Exercise aim: Your output must consist solely of the lines from the "Output the component" line through the "import React from" line, exactly as written, without images.
##### Entries shown #####
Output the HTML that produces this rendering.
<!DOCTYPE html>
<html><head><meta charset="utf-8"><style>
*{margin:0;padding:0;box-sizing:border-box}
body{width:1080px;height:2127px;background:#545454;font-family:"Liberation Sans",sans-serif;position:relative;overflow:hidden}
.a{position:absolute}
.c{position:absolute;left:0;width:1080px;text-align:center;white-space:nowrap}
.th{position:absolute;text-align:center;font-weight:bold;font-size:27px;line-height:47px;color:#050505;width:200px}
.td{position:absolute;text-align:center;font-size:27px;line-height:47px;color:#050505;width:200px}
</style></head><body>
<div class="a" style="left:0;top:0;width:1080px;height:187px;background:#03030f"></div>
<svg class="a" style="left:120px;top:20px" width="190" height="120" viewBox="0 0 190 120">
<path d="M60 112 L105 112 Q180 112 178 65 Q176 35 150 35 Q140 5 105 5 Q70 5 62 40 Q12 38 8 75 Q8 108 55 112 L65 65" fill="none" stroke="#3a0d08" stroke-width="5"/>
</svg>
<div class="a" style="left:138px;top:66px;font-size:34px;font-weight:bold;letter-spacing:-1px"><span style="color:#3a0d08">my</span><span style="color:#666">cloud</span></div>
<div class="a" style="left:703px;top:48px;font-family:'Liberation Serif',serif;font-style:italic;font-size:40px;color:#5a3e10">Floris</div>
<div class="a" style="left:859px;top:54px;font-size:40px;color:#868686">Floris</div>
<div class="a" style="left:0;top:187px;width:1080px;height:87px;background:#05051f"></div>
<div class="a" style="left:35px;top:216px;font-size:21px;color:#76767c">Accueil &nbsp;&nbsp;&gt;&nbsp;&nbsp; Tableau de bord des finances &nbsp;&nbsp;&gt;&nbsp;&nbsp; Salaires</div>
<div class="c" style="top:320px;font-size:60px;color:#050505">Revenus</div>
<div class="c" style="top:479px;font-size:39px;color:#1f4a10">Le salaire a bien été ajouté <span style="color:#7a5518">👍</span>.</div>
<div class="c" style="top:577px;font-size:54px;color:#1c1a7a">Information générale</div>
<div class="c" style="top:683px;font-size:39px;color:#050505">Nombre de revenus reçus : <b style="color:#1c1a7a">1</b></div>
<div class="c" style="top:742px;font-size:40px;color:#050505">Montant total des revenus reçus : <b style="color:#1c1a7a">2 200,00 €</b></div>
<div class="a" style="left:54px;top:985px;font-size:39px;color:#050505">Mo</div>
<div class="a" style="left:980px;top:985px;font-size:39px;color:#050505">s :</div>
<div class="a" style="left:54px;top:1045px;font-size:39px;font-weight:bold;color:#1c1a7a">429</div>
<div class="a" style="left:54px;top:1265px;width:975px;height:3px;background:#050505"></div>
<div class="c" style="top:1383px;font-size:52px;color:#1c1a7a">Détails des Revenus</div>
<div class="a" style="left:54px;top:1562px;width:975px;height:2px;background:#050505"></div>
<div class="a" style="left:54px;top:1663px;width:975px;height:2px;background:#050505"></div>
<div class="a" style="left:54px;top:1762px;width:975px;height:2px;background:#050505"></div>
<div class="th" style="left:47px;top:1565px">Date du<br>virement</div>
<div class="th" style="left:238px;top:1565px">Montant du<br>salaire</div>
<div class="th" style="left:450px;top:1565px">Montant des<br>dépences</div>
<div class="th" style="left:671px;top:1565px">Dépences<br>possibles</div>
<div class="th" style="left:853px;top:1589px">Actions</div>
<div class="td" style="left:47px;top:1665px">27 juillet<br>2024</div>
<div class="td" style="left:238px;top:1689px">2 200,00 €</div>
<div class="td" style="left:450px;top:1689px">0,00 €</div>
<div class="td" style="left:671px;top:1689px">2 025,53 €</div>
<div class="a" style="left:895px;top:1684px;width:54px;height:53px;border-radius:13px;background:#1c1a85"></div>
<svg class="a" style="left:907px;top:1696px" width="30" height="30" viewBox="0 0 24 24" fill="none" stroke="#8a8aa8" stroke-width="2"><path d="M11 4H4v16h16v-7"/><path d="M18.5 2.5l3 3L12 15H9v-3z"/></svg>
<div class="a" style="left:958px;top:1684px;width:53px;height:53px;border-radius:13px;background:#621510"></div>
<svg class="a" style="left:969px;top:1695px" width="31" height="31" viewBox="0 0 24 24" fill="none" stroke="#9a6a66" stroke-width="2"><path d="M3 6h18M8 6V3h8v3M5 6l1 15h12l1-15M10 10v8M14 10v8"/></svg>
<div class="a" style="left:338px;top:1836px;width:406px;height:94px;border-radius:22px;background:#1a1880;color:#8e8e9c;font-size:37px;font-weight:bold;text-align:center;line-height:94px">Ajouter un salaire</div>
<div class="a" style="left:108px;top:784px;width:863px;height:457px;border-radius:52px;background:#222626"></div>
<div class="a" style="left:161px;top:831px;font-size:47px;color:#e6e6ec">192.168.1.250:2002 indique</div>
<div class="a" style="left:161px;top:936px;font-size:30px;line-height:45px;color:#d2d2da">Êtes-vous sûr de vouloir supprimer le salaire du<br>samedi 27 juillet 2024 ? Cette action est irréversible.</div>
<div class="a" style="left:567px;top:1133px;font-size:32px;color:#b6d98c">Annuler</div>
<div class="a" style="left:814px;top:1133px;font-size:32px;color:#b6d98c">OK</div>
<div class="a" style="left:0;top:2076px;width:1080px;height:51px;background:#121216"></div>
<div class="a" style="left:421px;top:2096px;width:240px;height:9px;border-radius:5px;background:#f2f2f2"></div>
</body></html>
#####
##### Entries shown #####
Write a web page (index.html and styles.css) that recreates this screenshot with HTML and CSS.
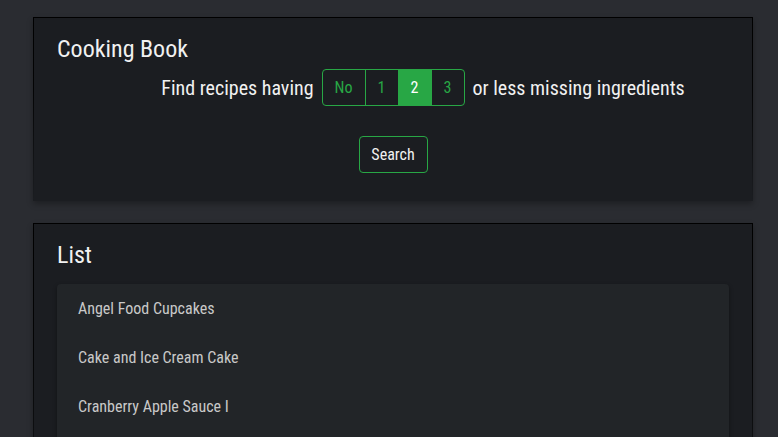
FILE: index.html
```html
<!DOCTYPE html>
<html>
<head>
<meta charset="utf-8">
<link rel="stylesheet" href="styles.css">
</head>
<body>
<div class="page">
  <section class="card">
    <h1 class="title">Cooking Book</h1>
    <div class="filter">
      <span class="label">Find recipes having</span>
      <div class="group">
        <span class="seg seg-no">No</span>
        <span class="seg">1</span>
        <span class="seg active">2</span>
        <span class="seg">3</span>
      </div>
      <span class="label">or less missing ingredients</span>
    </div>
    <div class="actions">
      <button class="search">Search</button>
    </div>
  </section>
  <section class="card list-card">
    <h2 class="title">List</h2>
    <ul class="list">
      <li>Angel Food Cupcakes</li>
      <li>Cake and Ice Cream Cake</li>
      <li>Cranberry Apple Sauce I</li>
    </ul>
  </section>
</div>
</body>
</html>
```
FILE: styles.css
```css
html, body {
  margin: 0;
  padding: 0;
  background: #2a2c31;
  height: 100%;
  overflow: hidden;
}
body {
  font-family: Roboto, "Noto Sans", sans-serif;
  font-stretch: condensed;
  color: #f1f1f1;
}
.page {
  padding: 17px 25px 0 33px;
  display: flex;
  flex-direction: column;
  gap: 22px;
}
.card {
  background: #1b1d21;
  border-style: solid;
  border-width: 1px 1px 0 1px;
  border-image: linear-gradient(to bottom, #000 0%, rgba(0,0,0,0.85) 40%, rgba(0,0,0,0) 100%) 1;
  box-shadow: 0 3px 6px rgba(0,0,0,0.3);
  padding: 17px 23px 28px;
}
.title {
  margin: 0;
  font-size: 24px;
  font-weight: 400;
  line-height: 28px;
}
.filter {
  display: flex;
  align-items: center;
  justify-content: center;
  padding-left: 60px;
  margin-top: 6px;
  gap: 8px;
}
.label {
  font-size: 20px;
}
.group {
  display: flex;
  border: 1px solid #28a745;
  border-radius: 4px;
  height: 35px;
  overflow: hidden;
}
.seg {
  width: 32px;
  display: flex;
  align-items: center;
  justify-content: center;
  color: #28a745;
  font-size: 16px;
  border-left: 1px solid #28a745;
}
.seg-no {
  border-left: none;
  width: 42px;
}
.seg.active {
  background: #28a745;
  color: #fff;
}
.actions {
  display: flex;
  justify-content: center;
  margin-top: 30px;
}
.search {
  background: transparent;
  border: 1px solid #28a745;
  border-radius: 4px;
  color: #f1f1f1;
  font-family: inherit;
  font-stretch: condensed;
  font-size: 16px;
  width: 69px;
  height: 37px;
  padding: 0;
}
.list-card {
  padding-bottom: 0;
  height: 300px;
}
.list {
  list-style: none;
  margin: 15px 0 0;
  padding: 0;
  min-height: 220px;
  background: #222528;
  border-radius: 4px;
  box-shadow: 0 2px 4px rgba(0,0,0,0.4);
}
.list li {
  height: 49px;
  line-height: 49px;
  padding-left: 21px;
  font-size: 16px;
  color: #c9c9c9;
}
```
#####
##### Entries shown #####
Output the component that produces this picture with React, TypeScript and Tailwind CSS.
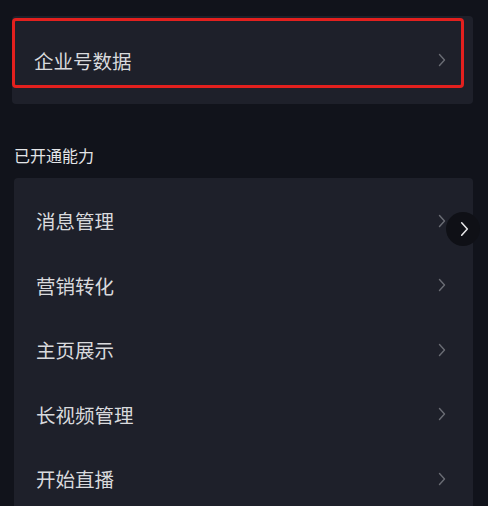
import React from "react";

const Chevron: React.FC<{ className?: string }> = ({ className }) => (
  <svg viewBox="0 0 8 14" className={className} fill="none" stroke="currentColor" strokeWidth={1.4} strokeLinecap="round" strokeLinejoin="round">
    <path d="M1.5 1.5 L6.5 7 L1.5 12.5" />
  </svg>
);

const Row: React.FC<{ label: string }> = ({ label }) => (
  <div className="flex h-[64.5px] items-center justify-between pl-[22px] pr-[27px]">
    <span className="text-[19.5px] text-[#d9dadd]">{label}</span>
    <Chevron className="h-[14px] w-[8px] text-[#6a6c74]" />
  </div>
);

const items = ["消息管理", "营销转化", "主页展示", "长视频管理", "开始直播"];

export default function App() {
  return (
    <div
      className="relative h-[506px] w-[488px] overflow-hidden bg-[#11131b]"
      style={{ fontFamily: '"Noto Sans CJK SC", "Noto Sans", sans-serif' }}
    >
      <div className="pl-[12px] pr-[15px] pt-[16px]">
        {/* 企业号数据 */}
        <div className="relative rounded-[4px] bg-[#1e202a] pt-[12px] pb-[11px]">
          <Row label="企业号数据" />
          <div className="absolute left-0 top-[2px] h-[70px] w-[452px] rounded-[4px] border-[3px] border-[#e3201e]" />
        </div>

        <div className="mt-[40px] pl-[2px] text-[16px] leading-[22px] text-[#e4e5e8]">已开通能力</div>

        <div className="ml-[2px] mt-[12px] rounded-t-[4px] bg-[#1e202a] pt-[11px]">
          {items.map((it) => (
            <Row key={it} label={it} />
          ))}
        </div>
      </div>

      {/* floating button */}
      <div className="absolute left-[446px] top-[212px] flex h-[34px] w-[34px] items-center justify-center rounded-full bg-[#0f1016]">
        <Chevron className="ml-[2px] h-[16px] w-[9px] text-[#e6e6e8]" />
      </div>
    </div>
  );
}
#####
Correct result:
Output the component that produces this picture with React, TypeScript and Tailwind CSS.
import React from "react";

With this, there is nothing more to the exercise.